Por outro lado, não se pode afirmar que as partes só com a notificação da conta passaram a ter conhecimento do montante exato do que se mostra em dívida, pois o valor das responsabilidades das partes pelas custas relativas ao remanescente da taxa de justiça ainda não paga em ação de valor superior a €275 000 resultam de simples cálculo aritmético (artigo 6º. do RCP e tabela I a ele anexa), conhecendo as partes o valor do processo e das taxas de justiça pagas.

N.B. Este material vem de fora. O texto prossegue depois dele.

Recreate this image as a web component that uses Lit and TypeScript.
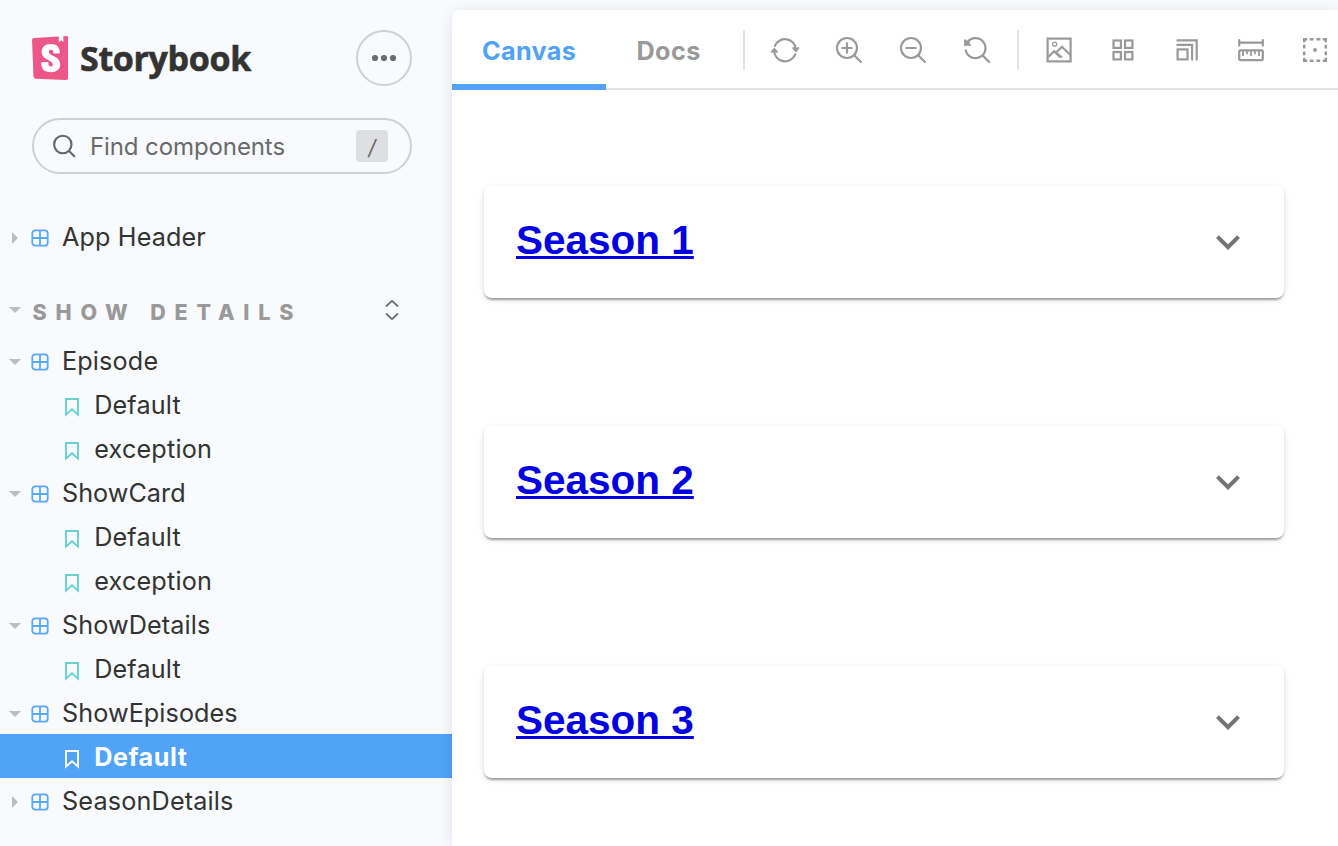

O STJ vem entendendo, por grande maioria (apesar de divergências sobre o momento concreto em que as partes podem solicitar a dispensa do remanescente da taxa de justiça nos termos do nº 7 do art. 6º do RCP), que o requerimento a solicitar a dispensa do remanescente da taxa de justiça, nos termos da disposição legal citada, não pode ser apresentado em reclamação à conta de custas, em sempre antes da elaboração desta - cfr. Acórdãos de 13.7.2017, 3.10.2017, 22.5.2018, 24.5.2018, 11.10.2018, 23.10.2018, 8.11.2018, 11.12.2018, 26.2.2019.

Também Salvador da Costa refere que “A reclamação do ato de contagem não constitui meio idóneo de suscitar a questão da existência de pressupostos da dispensa do pagamento do aludido remanescente, porque se traduz na concretização do decidido a propósito das custas “lato sensu” - in As Custas Processuais, Análise e Comentário, 2017, pág.135.

Perante o quadro jurídico exposto, e porque o mencionado pedido de dispensa já não pode ser formulado após a notificação da conta de custas, não procede o recurso nesta parte."